Attention à un point important : oublie tout perfectionnisme. On voit souvent de merveilleuses réalisations faites par des enfants de maternelle sur Pinterest ou Instagram. Méfie-toi ! Les personnes qui publient peuvent être des maîtresses qui ont choisi le plus beau dessin, ou des mamans qui ont pris des cours de photo pour mettre en valeur les réalisations de leurs enfants… Dans la vraie vie, les enfants peuvent aussi choisir d’améliorer leur création avec une grosse trace de peinture noire en plein milieu, juste pour qu’on voie bien que c’est là le milieu… et c’est ok aussi !
Voilà quelques idées qui, je l’espère, ouvriront les portes de ta créativité intarissable pour accompagner tes enfants avec cette pédagogie ! Le principe est simple : commencer petit, prendre confiance, et petit à petit oser se lancer dans de plus grands défis !
Bonjour, excellent article qui reflète bien la réalité de ce que je vis avec mes enfants en ief.
Ça fait la 4 ème année d’école à la maison. La première j’étais focalisée 100% montessori et sur le choix libre des activités, la deuxième année j’étais devenue au contraire beaucoup trop rigide (ma pire année) , la troisième année j’ai fini par être entre les deux : ni 100 % montessori ni trop rigide. De ce faite beaucoup de projets ont émergé : on a participé à une brocante (très bonne expérience), construction de robot (ça dépasse mes compétences mais l’idée n’est pas abandonnée), et puis d’autres ont vu le jour. Cette année les projets sont en ébullition, en fusion entre le projet d’écriture d’un livre, d’un magazine, de la programmation sur ordinateur, ect pour les aînés et la dernière de 4 ans qui n’arrêtent pas de feuilleter les livres de bricolage. Ça n’arrête pas, mdr. C’est une véritable expérience positive. D’ailleurs la seule consolation, si la loi de la fin de l’école à la maison passe, c’est que mes enfants savent que je continuerai à les soutenir et à les accompagner dans leurs projets.
Au plaisir de vous lire.
Merci beaucoup pour ce partage d’expérience !Je partage votre regard : au moins, nos enfants auront vécu cette liberté. Mais j’aimerais que d’autres enfants aient aussi cette chance !

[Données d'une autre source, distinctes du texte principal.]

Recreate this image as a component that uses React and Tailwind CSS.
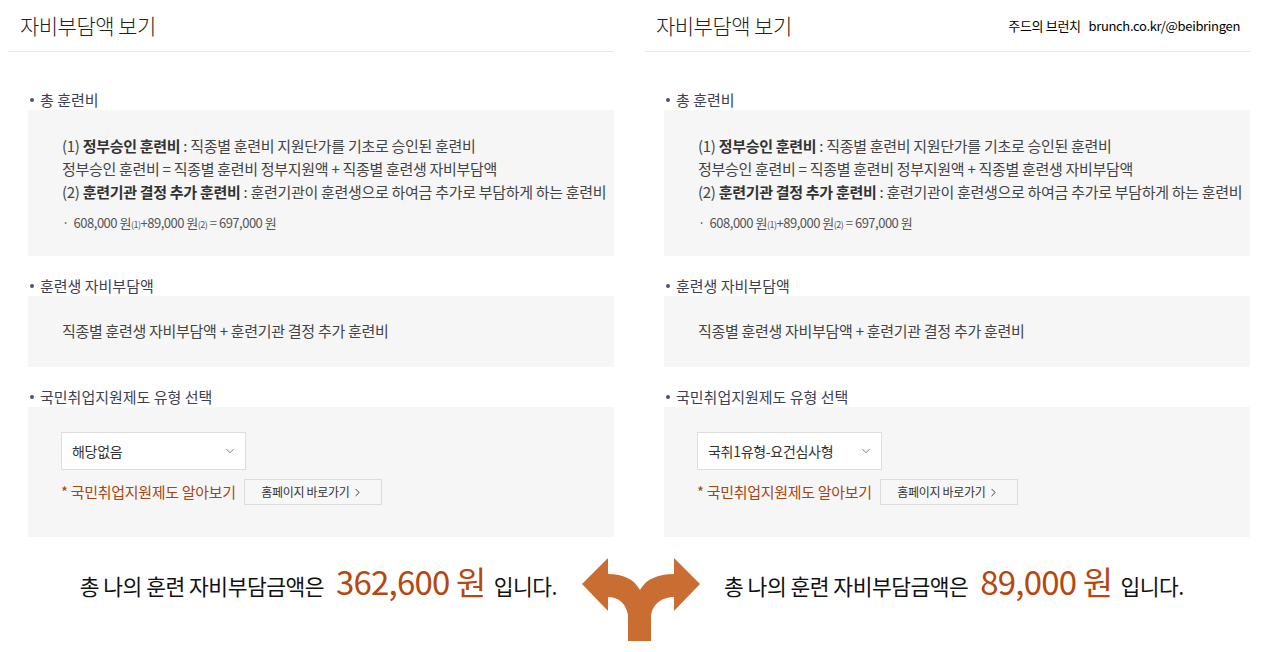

merci pour cet article, qui m’aide à faire des passerelles entre des notions qui sont évidentes pour moi dans le milieu pro, mais que je patinais à transférer à la maison 🙂
Je vois bien que nos enfants ne fonctionnent qu’en projets du matin au soir ( lire tel livre, construire telle installation playmobil, faire un piège à telle bestiole dans le jardin, etc), mais restent pas mal dans leur zone de confort/d’autonomie si on ne met pas notre gain de sel dedans.